Case A) The dice are distinguishable.
Case B) The dice are not distinguishable.
This exercise is solven on my text book but I dont understand why the B) case is solved like it is. It use permutations and variations to get the favorable cases and then they divide by te variation of 6 elements taken 6 by 6.
$$
p2 = \frac{V_{6,3}\cdot P_{3} + V_{6,2}\cdot RP_{3}^{2,1,0}\cdot RP_{3}^{1,2,0} + V_{6,1}\cdot RP_{3}^{3,0,0}}{RV_{6,6}}
$$
That is the answer they give, and the solution is 83/3888. Can someone explain me why should I solve this this way and what is the real diference between the case A and case B?
Best Answer
I don't understand the notation, but I can tell you how to solve the problem.
There are $6^3=216$ possible rolls. In $6$ rolls, all three dice show the same number.

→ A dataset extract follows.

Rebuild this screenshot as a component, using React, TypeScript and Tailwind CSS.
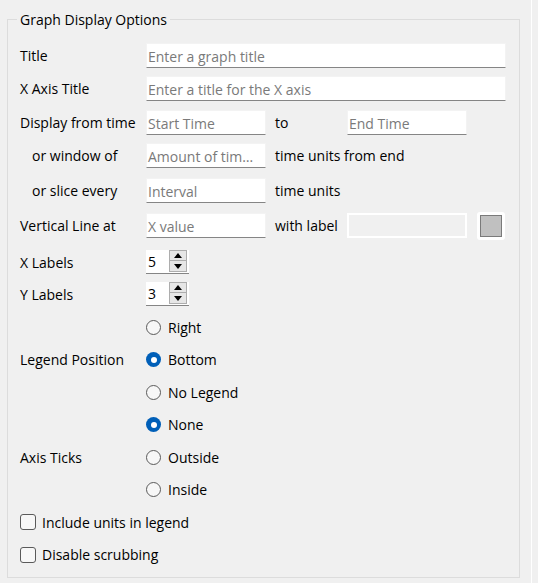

There are $6\cdot5\cdot3=90$ rolls where two of the dice are the same and the third different and $6\cdot5\cdot4=120$ rolls where all three numbers are different.
The probability that the second person rolls the same as the first is $$\frac6{216}\frac1{216}+\frac{90}{216}\frac3{216}+\frac{120}{216}\frac{6}{216}=\frac{996}{216^2}=\frac{83}{3888}$$
In each term, the first factor is the probability that the first player rolls a result of a particular type, and the second factor is the probability that the second player matches the roll.
Does this make sense? Feel free to ask if it doesn't.